Archive for the ‘Windows 10’ Category
Posted by jpluimers on 2016/08/29

Sometimes RDP limits you to 2048 pixels vertical (or 4096 pixels horizontal)
Just found out why on some Windows versions, the RDP sessions form my 4K monitor has some small black bands on top/bottom: older versions of Windows limit their RDP server to 4096 x 2048.
A 4K monitor will not hit the width limit (as 4K cheats: it is usually “just” 3840 pixels wide), but it does hit the height limitation (2160 is slightly more than 2048: you miss 112 pixels that show as two small black bands).
A 5K monitor is worse: it will hit both limits (5K does not cheat: at 5120 × 2880 it is exactly 5*1024 pixels wide) so you miss 124 pixels horizontally and a whopping 832 pixels vertically.

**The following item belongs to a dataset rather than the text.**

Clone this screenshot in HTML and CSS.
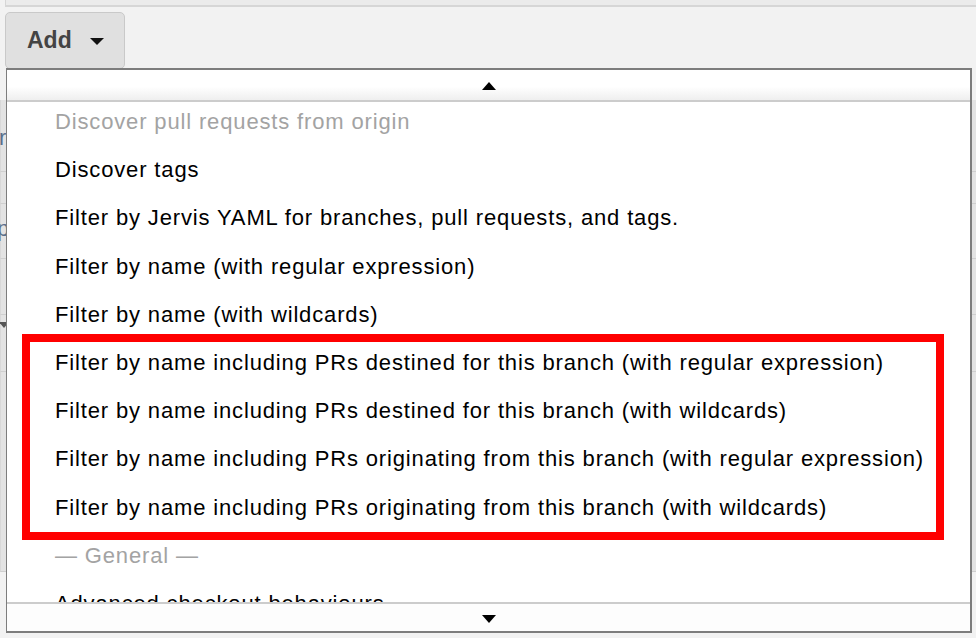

Don’t buy a 5K monitor yet if you do a lot of RDP work to older Windows versions.
The link below has a table listing various Windows versions, but it omits end-of-life versions so I’ve done some testing: Windows XP, Windows Vista, Windows Server 2003 and Windows Server 2003 R2 share the same limitations as Windows Server 2008 most likely because their latest service packs share the same RDP 6.1 version.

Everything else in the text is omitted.